FEWER BUT NOT LOWER CAPITAL REQUIREMENTS
The ECB's number one recommendation is to simplify the design of banks' capital requirements and buffers, called the capital stack, as Reuters reported earlier.
The ECB aims to merge existing layers of buffers into just two: a non-releasable and a releasable buffer which authorities can lower in bad times.
The new releasable buffer would result from merging the countercyclical capital buffer with the systemic risk buffer, which are normally built up during tranquil periods and released during downturns.
However, the non-binding Pillar 2 guidance on capital levels would be kept separate, on top of the releasable buffer.
The ECB also wants to reduce the leverage ratio framework from four elements to two, to include a 3% minimum requirement and a single buffer, which could be set to zero for smaller banks, the bank said in a statement.

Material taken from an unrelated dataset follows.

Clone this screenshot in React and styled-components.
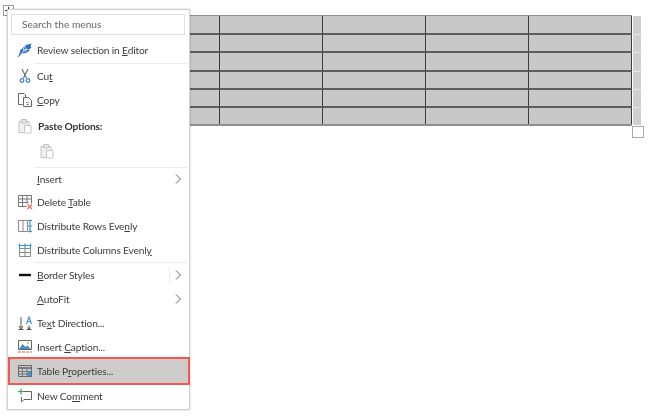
import React from 'react'
import styled, { createGlobalStyle } from 'styled-components'

const GlobalStyle = createGlobalStyle`
  html, body {
    margin: 0;
    padding: 0;
    background: #fff;
    width: 650px;
    height: 418px;
    overflow: hidden;
  }
  #root { height: 418px; }
`

const Page = styled.div`
  position: relative;
  width: 650px;
  height: 418px;
  padding: 15px 0 0 117px;
  box-sizing: border-box;
  font-family: Lato, Roboto, sans-serif;
  filter: blur(0.35px);
`

const TableArea = styled.div`
  display: flex;
  align-items: flex-start;
`

const Grid = styled.div`
  display: grid;
  grid-template-columns: repeat(5, 103px);
  grid-template-rows: 19px 18px 19px 18px 18px 16px;
  width: 515px;
  background: #c8c8c8;
  border: solid #8e8e8e;
  border-width: 1px 0 2px 0;
  box-sizing: border-box;
`

const Cell = styled.div`
  border-right: 1px solid #3c3c3c;
  border-bottom: ${p => (p.$last ? 'none' : '2px solid #5c5c5c')};
  box-sizing: border-box;
`

const EndMarks = styled.div`
  display: grid;
  grid-template-rows: 18px 17px 18px 17px 17px 17px;
  gap: 1px;
  margin: 1px 0 0 1px;
  background: #e6e6e6;
`

const EndMark = styled.div`
  width: 8px;
  background: #cfcfcf;
`

const ResizeHandle = styled.div`
  position: absolute;
  left: 632px;
  top: 126px;
  width: 10px;
  height: 10px;
  border: 1px solid #a8a8a8;
  background: #fff;
`

const MoveHandle = styled.div`
  position: absolute;
  left: 3px;
  top: 5px;
  width: 9px;
  height: 9px;
  border: 1px solid #9a9a9a;
  background: #fff;
  display: flex;
  align-items: center;
  justify-content: center;
`

const Menu = styled.div`
  position: absolute;
  left: 7px;
  top: 9px;
  width: 183px;
  height: 401px;
  box-sizing: border-box;
  background: #fff;
  border: 1px solid #d0d0d0;
  box-shadow: 0 0 2px rgba(0, 0, 0, 0.22);
  padding: 4px 1px 0 0;
  color: #3c3c3c;
  font-size: 10.2px;
  letter-spacing: -0.15px;
`

const Search = styled.div`
  height: 21px;
  margin: 0 3px 2px;
  padding: 0 0 2px 10px;
  box-sizing: border-box;
  display: flex;
  align-items: center;
  border: 1px solid #dedede;
  color: #666;
  letter-spacing: 0;
`

const Row = styled.div`
  height: ${p => p.$h || 24}px;
  display: grid;
  grid-template-columns: 29px 1fr 14px;
  align-items: center;
  box-sizing: border-box;
  ${p => p.$selected && `
    position: relative;
    height: 28px;
    margin: -2px 0 -1px 0;
    width: 182px;
    background: #cdcccb;
    border: 2px solid #f2594e;
    grid-template-columns: 27px 1fr 14px;
  `}
`

const IconSlot = styled.div`
  display: flex;
  justify-content: center;
  padding-left: ${p => (p.$selected ? 2 : 5)}px;
`

const Label = styled.span`
  white-space: nowrap;
  font-weight: ${p => (p.$bold ? 700 : 400)};
  padding-left: ${p => (p.$bold ? 1 : 0)}px;
  color: ${p => (p.$bold ? '#333' : 'inherit')};

  u {
    text-decoration-thickness: 1px;
    text-underline-offset: 1px;
  }
`

const ArrowCell = styled.div`
  position: relative;
  padding-left: 1px;

  ${p => p.$split && `
    &::before {
      content: '';
      position: absolute;
      left: -5px;
      top: -3px;
      width: 1px;
      height: 16px;
      background: #ececec;
    }
  `}
`

const Separator = styled.div`
  height: 1px;
  margin: ${p => p.$m || '0'};
  margin-left: 26px;
  background: #ececec;
`

const PasteRow = styled.div`
  height: 22px;
  padding-left: 31px;
  display: flex;
  align-items: center;
`

const Icon = ({ children, w = 16, h = 16 }) => (
  <svg width={w} height={h} viewBox={`0 0 ${w} ${h}`} fill="none">
    {children}
  </svg>
)

const ReviewIcon = () => (
  <Icon>
    <path d="M1.5 14 3.5 8 9 3 14.5 1.5 13.5 4.5 14.5 5 12 8 12.5 9 9 11 4.5 11.5Z" fill="#2f6fc4" />
    <path d="M1 15 9.5 6M6 9h4M7.5 7.5h4M8 6V4M6.5 8V6" stroke="#fff" strokeWidth=".7" />
    <path d="M1 15 4 11.5" stroke="#2f6fc4" />
  </Icon>
)

const CutIcon = () => (
  <Icon>
    <path d="M5 1 9.5 10M11 1 6.5 10" stroke="#666" strokeWidth="1.1" />
    <circle cx="5" cy="12.5" r="1.8" stroke="#3a86d0" strokeWidth="1.3" />
    <circle cx="11" cy="12.5" r="1.8" stroke="#3a86d0" strokeWidth="1.3" />
  </Icon>
)

const CopyIcon = () => (
  <Icon>
    <path d="M5.5 12.5H1.5V1.5H7L8.5 3V5" stroke="#666" />
    <path d="M6.5 5.5H11.5L14.5 8.5V14.5H6.5Z" stroke="#666" fill="#fff" />
    <path d="M9 10.5h3M9 12.5h3" stroke="#999" />
  </Icon>
)

const PasteIcon = ({ c = '#c4c4c4' }) => (
  <Icon>
    <path d="M2 3.5h10V14.5H2Z" stroke={c} fill="#f1f1f1" />
    <path d="M4.5 1.5h5V5h-5Z" stroke={c} fill="#e4e4e4" />
    <path d="M7.5 7.5h6.5v7.5H7.5Z" stroke={c} fill="#fff" />
  </Icon>
)

const DeleteTableIcon = () => (
  <Icon>
    <path d="M1.5 1.5h13v8M9.5 12.5h-8v-11M1.5 5h13M1.5 8.5h10M5.5 1.5v11M10 1.5v8" stroke="#777" />
    <path d="M10.5 10.5l4.5 4.5M15 10.5l-4.5 4.5" stroke="#ee6a60" strokeWidth="1.2" />
  </Icon>
)

const RowsIcon = () => (
  <Icon>
    <path d="M1.5 2.5h9v11h-9ZM6 2.5v11" stroke="#8a8a8a" />
    <path d="M13 1.5v13M11 2.5h4M11 8h4M11 13.5h4" stroke="#3a94d8" strokeWidth="1.2" />
  </Icon>
)

const ColumnsIcon = () => (
  <Icon>
    <path d="M2.5 6.5h11v8h-11ZM2.5 10.5h11M8 6.5v8" stroke="#8a8a8a" />
    <path d="M1.5 3.5h13M2.5 1.5v5M8 1.5v5M13.5 1.5v5" stroke="#3a94d8" strokeWidth="1.2" />
  </Icon>
)

const BorderIcon = () => (
  <Icon>
    <path d="M2 8h12" stroke="#111" strokeWidth="2.4" />
  </Icon>
)

const DirectionIcon = () => (
  <Icon>
    <path d="M4 2v11M2 11l2 3 2-3M1.5 14.5h5" stroke="#555" />
    <path d="M9.5 9 12 2 14.5 9M10.5 6.5h3" stroke="#3a94d8" strokeWidth="1.1" />
    <path d="M12 10.5v3M10.5 12.5l1.5 1.5 1.5-1.5M9.5 14.5h5" stroke="#555" />
  </Icon>
)

const CaptionIcon = () => (
  <Icon>
    <path d="M1.5 1.5h13v9h-13Z" stroke="#666" />
    <path d="M2 10 5.5 5 8.5 8 10.5 6.5 14 10Z" fill="#3d8fd0" />
    <circle cx="11" cy="4" r="1" fill="#e8a040" />
    <path d="M1 13h14" stroke="#e8584e" strokeDasharray="3 1" />
  </Icon>
)

const PropsIcon = () => (
  <Icon>
    <path d="M1.5 2.5h13v11h-13Z" stroke="#666" />
    <path d="M1.5 5h13" stroke="#666" strokeWidth="1.6" />
    <path d="M1.5 8.5h13M1.5 11h13M5.5 5v8.5M10 5v8.5" stroke="#777" />
    <path d="M10.5 8.5h3.5v4.5h-3.5Z" fill="#3a94d8" />
  </Icon>
)

const CommentIcon = () => (
  <Icon>
    <path d="M6.5 3.5h8v8H7L4.5 14v-5" stroke="#666" fill="none" />
    <path d="M1 3.5h6M4 .5v6" stroke="#3aa655" strokeWidth="1.2" />
  </Icon>
)

const Arrow = () => (
  <svg width="7" height="10" viewBox="0 0 7 10" fill="none" style={{ display: 'block' }}>
    <path d="M1 .5 5.5 5 1 9.5" stroke="#666" />
  </svg>
)

const MenuRow = ({ icon, children, more, split, selected, h, bold }) => (
  <Row $selected={selected} $h={h}>
    <IconSlot $selected={selected}>{icon}</IconSlot>
    <Label $bold={bold}>{children}</Label>
    {more && (
      <ArrowCell $split={split}>
        <Arrow />
      </ArrowCell>
    )}
  </Row>
)

const ROW_COUNT = 6

export default function App() {
  return (
    <Page>
      <GlobalStyle />
      <TableArea>
        <Grid>
          {Array.from({ length: ROW_COUNT * 5 }, (_, i) => (
            <Cell key={i} $last={i >= (ROW_COUNT - 1) * 5} />
          ))}
        </Grid>
        <EndMarks>
          {Array.from({ length: ROW_COUNT }, (_, i) => (
            <EndMark key={i} />
          ))}
        </EndMarks>
      </TableArea>
      <ResizeHandle />
      <MoveHandle>
        <svg width="7" height="7" viewBox="0 0 7 7" fill="none">
          <path d="M3.5 0v7M0 3.5h7" stroke="#333" />
        </svg>
      </MoveHandle>

      <Menu>
        <Search>Search the menus</Search>
        <MenuRow icon={<ReviewIcon />} h={26}>
          Review selection in <u>E</u>ditor
        </MenuRow>
        <Separator />
        <MenuRow icon={<CutIcon />}>
          Cu<u>t</u>
        </MenuRow>
        <MenuRow icon={<CopyIcon />}>
          <u>C</u>opy
        </MenuRow>
        <MenuRow icon={<PasteIcon />} h={28} bold>
          Paste Options:
        </MenuRow>
        <PasteRow>
          <PasteIcon />
        </PasteRow>
        <Separator $m="5px 0 0" />
        <MenuRow more h={22}>
          <u>I</u>nsert
        </MenuRow>
        <MenuRow icon={<DeleteTableIcon />}>
          Delete <u>T</u>able
        </MenuRow>
        <MenuRow icon={<RowsIcon />}>
          Distribute Rows Eve<u>n</u>ly
        </MenuRow>
        <MenuRow icon={<ColumnsIcon />}>
          Distribute Columns Evenl<u>y</u>
        </MenuRow>
        <Separator />
        <MenuRow icon={<BorderIcon />} more split>
          <u>B</u>order Styles
        </MenuRow>
        <MenuRow more>
          <u>A</u>utoFit
        </MenuRow>
        <MenuRow icon={<DirectionIcon />}>
          Te<u>x</u>t Direction...
        </MenuRow>
        <MenuRow icon={<CaptionIcon />}>
          Insert <u>C</u>aption...
        </MenuRow>
        <MenuRow icon={<PropsIcon />} selected>
          Table P<u>r</u>operties...
        </MenuRow>
        <MenuRow icon={<CommentIcon />}>
          New Co<u>m</u>ment
        </MenuRow>
      </Menu>
    </Page>
  )
}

The ECB also proposed expanding the so-called 'small banks regime' so more lenders would fall under simpler supervision requirements.
CONVERTIBLE BOND REFORM?
The ECB also argued that the loss-absorbing capacity of convertible bonds called Additional Tier 1 (AT1) instruments "has been questioned" because banks rarely use the instrument to actually absorb losses, and the security could be reformed along two possible alternatives. Such instruments made headlines in 2023 when Credit Suisse wiped out 16.5 billion francs worth of such bonds during the state-engineered takeover by its rival UBS. The move was later ruled illegal by a Swiss court, though an appeal is still pending.
In the first alternative, AT1 instruments could be enhanced to further ensure their loss absorption capacity but the role of the instrument itself would not be modified.
Alternatively, it could be completely removed from the going-concern capital stack but that may not be compliant with Basel rules, may go against the principles of simplification and would lead to changes in the regulatory capital demand, the ECB said.
The ECB also called for a reform of the scope and methodology of EU-wide bank stress tests to make them more useful both for the bank and from a systemic perspective.
The recommendations, endorsed by the ECB's Governing Council, will now be presented to the European Commission for consideration and any actual change could still take months if not years.